Measure Complexity Explanation
Time O(n) Every sushi piece is visited once while creating groups.
Space O(n) The compressed group list contains at most one entry per group.

The linear complexity fits the input size because the algorithm avoids generating candidate subarrays and only processes the row once.

Test Cases

import sys, io

def run(inp: str) -> str:
    sys.stdin = io.StringIO(inp)
    input = sys.stdin.readline

    n = int(input())
    a = list(map(int, input().split()))

    groups = []
    cnt = 1

    for i in range(1, n):
        if a[i] == a[i - 1]:
            cnt += 1
        else:
            groups.append(cnt)
            cnt = 1

    groups.append(cnt)

    ans = 0
    for i in range(len(groups) - 1):
        ans = max(ans, 2 * min(groups[i], groups[i + 1]))

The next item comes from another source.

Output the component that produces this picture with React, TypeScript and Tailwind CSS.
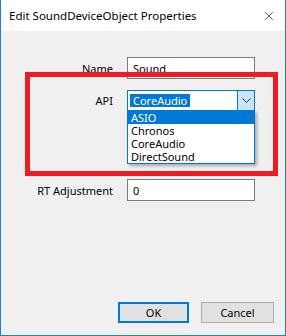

    return str(ans) + "\n"

assert run("7\n2 2 2 1 1 2 2\n") == "4\n", "sample 1"
assert run("9\n2 2 1 1 1 2 2 2 2\n") == "6\n", "sample 2"

assert run("2\n1 2\n") == "2\n", "minimum size"
assert run("5\n1 1 1 1 1\n") == "0\n", "all equal values"
assert run("6\n1 2 1 2 1 2\n") == "2\n", "alternating values"
assert run("8\n2 2 2 2 1 1 1 1\n") == "8\n", "large single boundary"
Test input Expected output What it validates
2 / 1 2 2 Smallest possible valid transition
5 / 1 1 1 1 1 0 No boundary exists
6 / 1 2 1 2 1 2 2 Alternating values cannot form a long segment
8 / 2 2 2 2 1 1 1 1 8 Entire array is one valid segment

Edge Cases

For an array where all sushi types are identical, there is no point where the type changes, so no valid segment can exist.

Example:

5
1 1 1 1 1

The algorithm creates one group:

[5]

There are no adjacent groups to compare, so the answer remains 0.

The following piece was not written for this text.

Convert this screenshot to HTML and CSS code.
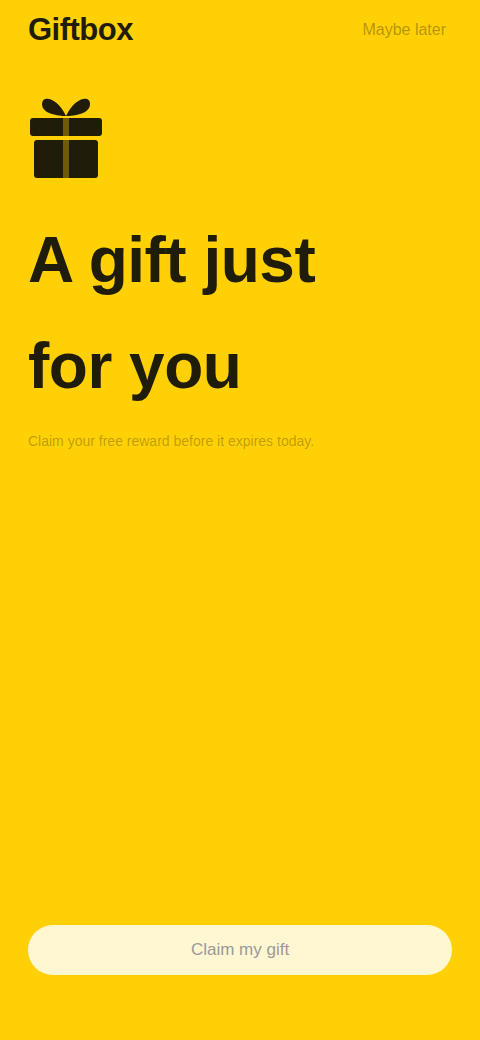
FILE: index.html
```html
<!DOCTYPE html>
<html>
<head>
  <meta charset="UTF-8">
  <title>A gift just for you</title>
  <link rel="stylesheet" href="styles.css">
</head>
<body>
  <div class="screen">
    <div class="top">
      <div class="logo">Giftbox</div>
      <div class="skip">Maybe later</div>
    </div>

    <svg class="gift" viewBox="0 0 76 86" width="76" height="86">
      <!-- bow -->
      <path d="M38 24 C30 6 14 2 14 12 C14 22 30 24 38 24 Z" fill="#1f1c0a"/>
      <path d="M38 24 C46 6 62 2 62 12 C62 22 46 24 38 24 Z" fill="#1f1c0a"/>
      <!-- lid -->
      <rect x="2" y="26" width="72" height="18" rx="3" fill="#1f1c0a"/>
      <!-- box -->
      <rect x="6" y="48" width="64" height="38" rx="3" fill="#1f1c0a"/>
      <rect x="35" y="26" width="6" height="60" fill="#ffd006" opacity="0.35"/>
    </svg>

    <h1 class="title">A gift just for you</h1>
    <p class="sub">Claim your free reward before it expires today.</p>

    <div class="spacer"></div>

    <button class="cta">Claim my gift</button>
  </div>
</body>
</html>
```

FILE: styles.css
```css
body {
  margin: 0;
  background-color: #ffd006;
  font-family: "Liberation Sans", Arial, sans-serif;
  color: #1f1c0a;
}

.screen {
  height: 1040px;
  box-sizing: border-box;
  padding: 12px 28px 65px 28px;
  display: flex;
  flex-direction: column;
}

.top {
  display: flex;
  justify-content: space-between;
  align-items: center;
  height: 36px;
}

.logo {
  font-size: 31px;
  font-weight: bold;
  letter-spacing: -0.5px;
}

.skip {
  font-size: 16px;
  color: rgba(31, 28, 10, 0.35);
  padding-right: 6px;
}

.gift {
  display: block;
  margin-top: 44px;
}

.title {
  margin: 29px 0 0 0;
  font-size: 64px;
  line-height: 106px;
  font-weight: bold;
  width: 330px;
  letter-spacing: -0.5px;
}

.sub {
  margin: 12px 0 0 0;
  font-size: 14px;
  line-height: 20px;
  color: rgba(31, 28, 10, 0.3);
}

.spacer {
  flex: 1;
}

.cta {
  height: 50px;
  border: none;
  border-radius: 25px;
  background-color: rgba(255, 255, 255, 0.82);
  font-family: "Liberation Sans", Arial, sans-serif;
  font-size: 17px;
  color: #9a9a9a;
  width: 100%;
}
```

For alternating sushi types:

6
1 2 1 2 1 2

The groups are:

[1, 1, 1, 1, 1, 1]

Every boundary can only create a segment of length 2 * min(1, 1), so the maximum is 2. This prevents incorrectly treating equal counts of both types as enough.

For a case with one large boundary:

8
2 2 2 2 1 1 1 1

The groups are:

[4, 4]

The algorithm compares them and gets:

2 * min(4, 4) = 8

which is the whole array, because the two halves are both made from a single sushi type.